BDNet: Bio-Inspired Dual-Backbone Small Object Detection Network¶
Conference: CVPR 2026
Paper: CVF Open Access
Code: Not available
Area: Object Detection / Small Object Detection / Remote Sensing
Keywords: Small Object Detection, Remote Sensing, Dual-Backbone Network, Bio-inspired Vision, Color Antagonism
TL;DR¶
BDNet mimics the LGN/V1–V2–V4 color pathway and the V1–V4 edge pathway of the human visual system to construct a dual-backbone detection network featuring "color enhancement + edge strengthening + hierarchical fusion." Designed to remedy the insufficient feature extraction caused by low color contrast and blurred edges of small objects in remote sensing, it achieves SOTA results on VisDrone2019, NWPU VHR-10, and AI-TODv2 datasets with only 2.59M parameters.
Background & Motivation¶
Background: The core difficulty of Remote Sensing Small Object Detection (RSOD) lies in the extremely small pixel ratio of targets. Repeated downsampling in deep networks causes already weak visual cues to further decay or vanish. Recent works have shifted from "adapting general detection frameworks" to "designing architectures specific to small object characteristics," yet most optimize features holistically without explicitly isolating and enhancing the most critical low-level cues for small objects.

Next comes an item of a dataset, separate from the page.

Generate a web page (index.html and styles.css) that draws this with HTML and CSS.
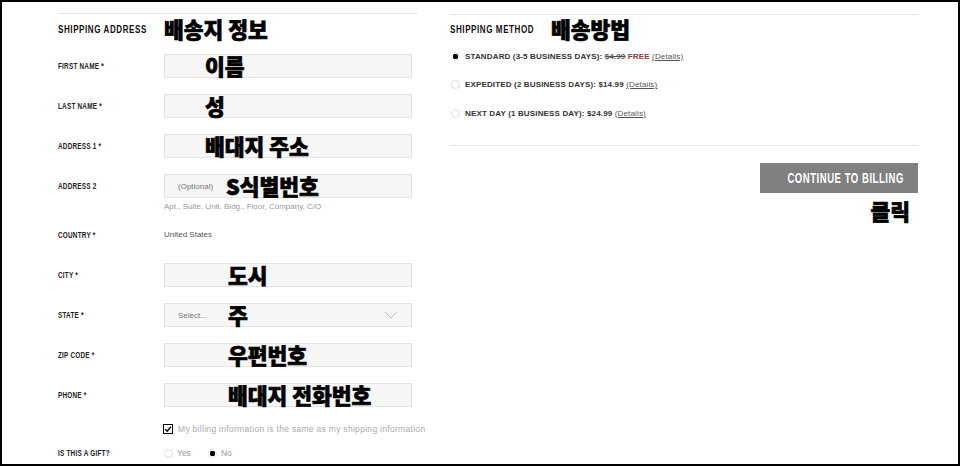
FILE: index.html
```html
<!DOCTYPE html>
<html>
<head>
    <title>Shipping</title>
    <link rel="stylesheet" href="styles.css">
</head>
<body>
    <div class="page">
        <section class="col left">
            <div class="divider"></div>
            <h2 class="section-head">
                <span class="head-en">SHIPPING ADDRESS</span>
                <span class="ko head-ko">배송지 정보</span>
            </h2>

            <div class="row">
                <label><span>FIRST NAME *</span></label>
                <div class="box pad-a"><span class="ko">이름</span></div>
            </div>
            <div class="row">
                <label><span>LAST NAME *</span></label>
                <div class="box pad-a"><span class="ko">성</span></div>
            </div>
            <div class="row">
                <label><span>ADDRESS 1 *</span></label>
                <div class="box pad-a"><span class="ko">배대지 주소</span></div>
            </div>
            <div class="row row-help">
                <label><span>ADDRESS 2</span></label>
                <div class="field">
                    <div class="box pad-s">
                        <span class="hint">(Optional)</span>
                        <span class="ko ko-opt">S식별번호</span>
                    </div>
                    <div class="help">Apt., Suite, Unit, Bldg., Floor, Company, C/O</div>
                </div>
            </div>
            <div class="row">
                <label><span>COUNTRY *</span></label>
                <div class="plain">United States</div>
            </div>
            <div class="row">
                <label><span>CITY *</span></label>
                <div class="box pad-b"><span class="ko">도시</span></div>
            </div>
            <div class="row">
                <label><span>STATE *</span></label>
                <div class="box pad-s select">
                    <span class="hint">Select...</span>
                    <span class="ko ko-sel">주</span>
                    <svg class="chevron" width="14" height="8" viewBox="0 0 14 8">
                        <path d="M1 1 L7 7 L13 1" fill="none" stroke="#bbb" stroke-width="1"/>
                    </svg>
                </div>
            </div>
            <div class="row">
                <label><span>ZIP CODE *</span></label>
                <div class="box pad-b"><span class="ko">우편번호</span></div>
            </div>
            <div class="row">
                <label><span>PHONE *</span></label>
                <div class="box pad-b"><span class="ko">배대지 전화번호</span></div>
            </div>

            <div class="check-row">
                <span class="checkbox">
                    <svg width="8" height="8" viewBox="0 0 8 8">
                        <path d="M1.2 4.2 L3.2 6.2 L6.8 1.8" fill="none" stroke="#000" stroke-width="1.4"/>
                    </svg>
                </span>
                <span class="check-text">My billing information is the same as my shipping information</span>
            </div>

            <div class="row gift">
                <label><span>IS THIS A GIFT?</span></label>
                <div class="choices">
                    <span class="radio"></span><span class="choice-text">Yes</span>
                    <span class="radio on"></span><span class="choice-text">No</span>
                </div>
            </div>
        </section>

        <section class="col right">
            <div class="divider"></div>
            <h2 class="section-head">
                <span class="head-en">SHIPPING METHOD</span>
                <span class="ko head-ko">배송방법</span>
            </h2>

            <div class="option">
                <span class="radio on"></span>
                <span>STANDARD (3-5 BUSINESS DAYS): <s>$4.99</s> <em class="free">FREE</em> <a class="details">(Details)</a></span>
            </div>
            <div class="option">
                <span class="radio"></span>
                <span>EXPEDITED (2 BUSINESS DAYS): $14.99 <a class="details">(Details)</a></span>
            </div>
            <div class="option">
                <span class="radio"></span>
                <span>NEXT DAY (1 BUSINESS DAY): $24.99 <a class="details">(Details)</a></span>
            </div>

            <div class="divider lower"></div>

            <div class="actions">
                <button class="continue"><span>CONTINUE TO BILLING</span></button>
                <div class="ko click">클릭</div>
            </div>
        </section>
    </div>
</body>
</html>
```

FILE: styles.css
```css
body {
    margin: 0;
    background-color: white;
    font-family: "Liberation Sans", Arial, sans-serif;
}

.page {
    width: 960px;
    height: 466px;
    box-sizing: border-box;
    border: 2px solid #000;
    padding-left: 56px;
    display: flex;
    gap: 32px;
    overflow: hidden;
}

.left {
    width: 360px;
}

.right {
    width: 468px;
}

.divider {
    height: 1px;
    background-color: #e6e6e6;
    margin-top: 11px;
}

.right .divider {
    margin-top: 12px;
}

.section-head {
    display: flex;
    align-items: center;
    height: 24px;
    margin: 3px 0 13px;
    font-weight: normal;
    white-space: nowrap;
}

/* no condensed face installed, so squeeze the bold one */
.head-en {
    display: inline-block;
    width: 106px;
    flex: none;
    font-weight: bold;
    font-size: 11px;
    letter-spacing: 0.8px;
    color: #111;
    transform: scaleX(0.73);
    transform-origin: left center;
}

.right .head-en {
    width: 101px;
}

.ko {
    font-family: "Noto Sans CJK KR", sans-serif;
    font-weight: 900;
    font-size: 21.5px;
    line-height: 24px;
    color: #000;
    white-space: nowrap;
    -webkit-text-stroke: 0.7px #000;
}

.right .section-head {
    margin: 2px 0 8px;
}

/* form rows */

.row {
    display: flex;
    align-items: flex-start;
    margin-bottom: 16px;
}

.row label {
    width: 106px;
    flex: none;
    line-height: 24px;
    font-weight: bold;
    font-size: 8.5px;
    letter-spacing: 0.3px;
    color: #222;
    white-space: nowrap;
}

.row label span {
    display: inline-block;
    transform: scaleX(0.75);
    transform-origin: left center;
}

.box {
    width: 248px;
    height: 24px;
    box-sizing: border-box;
    border: 1px solid #e3e3e3;
    background-color: #f6f6f6;
    display: flex;
    align-items: center;
}

.pad-a {
    padding-left: 40px;
}

.pad-b {
    padding-left: 63px;
}

.pad-s {
    padding-left: 13px;
}

.hint {
    font-size: 8px;
    color: #777;
    width: 36px;
}

.ko-opt {
    margin-left: 12px;
}

.ko-sel {
    margin-left: 14px;
}

.select .chevron {
    margin-left: auto;
    margin-right: 13px;
}

.row-help {
    margin-bottom: 11px;
}

.help {
    margin-top: 4px;
    line-height: 10px;
    font-size: 8px;
    color: #999;
}

.plain {
    line-height: 24px;
    font-size: 8px;
    color: #555;
}

/* billing checkbox */

.check-row {
    display: flex;
    align-items: center;
    height: 12px;
    margin: 0 0 6px 105px;
    white-space: nowrap;
}

.checkbox {
    width: 10px;
    height: 10px;
    box-sizing: border-box;
    border: 1.5px solid #000;
    display: flex;
    align-items: center;
    justify-content: center;
    flex: none;
}

.check-text {
    margin-left: 5px;
    font-size: 8.5px;
    letter-spacing: 0.3px;
    color: #aaa;
}

.choices {
    display: flex;
    align-items: center;
    height: 24px;
}

.choice-text {
    font-size: 8.5px;
    color: #999;
    margin-left: 4px;
    margin-right: 17px;
}

.radio {
    width: 9px;
    height: 9px;
    box-sizing: border-box;
    border-radius: 50%;
    border: 1px solid #ddd;
    background-color: white;
    flex: none;
}

.radio.on {
    border-color: #e6e6e6;
    background: radial-gradient(circle, #000 0, #000 2.6px, white 3px);
}

/* shipping method */

.option {
    display: flex;
    align-items: center;
    height: 14px;
    margin-bottom: 14.5px;
    padding-left: 1px;
    gap: 5px;
    font-size: 8px;
    font-weight: bold;
    letter-spacing: 0.15px;
    color: #333;
    white-space: nowrap;
}

.option s {
    color: #555;
}

.free {
    font-style: normal;
    color: #8a3b3b;
}

.details {
    font-weight: normal;
    color: #555;
    text-decoration: underline;
}

.right .lower {
    margin-top: 24.5px;
}

.actions {
    display: flex;
    flex-direction: column;
    align-items: flex-end;
}

.continue {
    margin-top: 17px;
    width: 158px;
    height: 30px;
    border: none;
    background-color: #808080;
    color: white;
    font-family: "Liberation Sans", Arial, sans-serif;
    font-weight: bold;
    font-size: 14px;
    letter-spacing: 0.8px;
    padding: 0;
    white-space: nowrap;
}

.continue span {
    display: inline-block;
    transform: scaleX(0.68);
}

.click {
    margin-top: 6px;
    margin-right: 8px;
}
```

Limitations of Prior Work: Existing feature enhancement methods focus on a single type of cue—COSE improves color consistency in low-contrast regions via color shift correction, DCFL strengthens edge textures through super-resolution and detail compensation, and SET enhances high-frequency details using spectral enhancement. Although multi-backbone networks (e.g., TransFuse merging CNN/Transformer, DSOD++ merging different receptive fields) introduce multiple branches, they complement each other within the same feature space. Almost no work explicitly builds separate branches for multi-dimensional low-level cues like "color + edge."

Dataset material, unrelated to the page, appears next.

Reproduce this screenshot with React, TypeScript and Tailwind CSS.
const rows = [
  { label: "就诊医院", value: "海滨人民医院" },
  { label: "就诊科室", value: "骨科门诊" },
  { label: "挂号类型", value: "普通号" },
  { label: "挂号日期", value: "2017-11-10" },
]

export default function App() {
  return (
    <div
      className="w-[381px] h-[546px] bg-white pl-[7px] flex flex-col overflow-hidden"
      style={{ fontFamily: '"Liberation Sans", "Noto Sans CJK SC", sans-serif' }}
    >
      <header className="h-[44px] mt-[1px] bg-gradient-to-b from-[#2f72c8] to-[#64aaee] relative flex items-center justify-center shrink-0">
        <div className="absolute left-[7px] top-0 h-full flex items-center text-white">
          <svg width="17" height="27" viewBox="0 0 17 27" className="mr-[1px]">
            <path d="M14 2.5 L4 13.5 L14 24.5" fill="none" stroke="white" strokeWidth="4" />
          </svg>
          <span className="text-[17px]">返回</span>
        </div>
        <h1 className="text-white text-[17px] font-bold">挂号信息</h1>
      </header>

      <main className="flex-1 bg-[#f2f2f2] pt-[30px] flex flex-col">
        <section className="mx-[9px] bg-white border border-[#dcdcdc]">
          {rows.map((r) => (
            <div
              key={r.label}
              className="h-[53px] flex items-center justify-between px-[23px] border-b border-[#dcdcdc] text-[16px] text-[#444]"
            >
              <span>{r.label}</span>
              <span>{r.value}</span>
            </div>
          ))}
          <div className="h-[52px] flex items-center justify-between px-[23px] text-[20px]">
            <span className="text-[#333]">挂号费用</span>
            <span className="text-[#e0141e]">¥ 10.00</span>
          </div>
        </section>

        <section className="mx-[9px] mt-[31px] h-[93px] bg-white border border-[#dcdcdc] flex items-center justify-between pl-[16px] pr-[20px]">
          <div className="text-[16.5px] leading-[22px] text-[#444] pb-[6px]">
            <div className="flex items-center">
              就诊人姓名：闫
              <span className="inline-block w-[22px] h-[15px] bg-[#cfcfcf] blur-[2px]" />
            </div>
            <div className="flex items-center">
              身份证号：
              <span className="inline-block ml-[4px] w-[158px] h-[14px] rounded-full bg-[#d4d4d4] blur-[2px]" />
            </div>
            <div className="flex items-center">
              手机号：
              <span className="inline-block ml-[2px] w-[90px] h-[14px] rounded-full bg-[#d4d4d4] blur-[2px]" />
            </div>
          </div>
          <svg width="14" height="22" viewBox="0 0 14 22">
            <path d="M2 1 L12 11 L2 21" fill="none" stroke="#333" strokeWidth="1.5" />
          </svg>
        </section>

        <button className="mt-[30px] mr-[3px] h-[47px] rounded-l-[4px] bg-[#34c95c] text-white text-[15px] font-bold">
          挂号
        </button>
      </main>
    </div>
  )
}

Key Challenge: The discernibility of small objects is hindered by two factors—low color contrast (targets and backgrounds having similar hues, e.g., tennis/basketball courts) and blurred edges (broken contours, motion blur). These issues have different origins and require different treatments; handling them uniformly with a single pathway inevitably leads to trade-offs.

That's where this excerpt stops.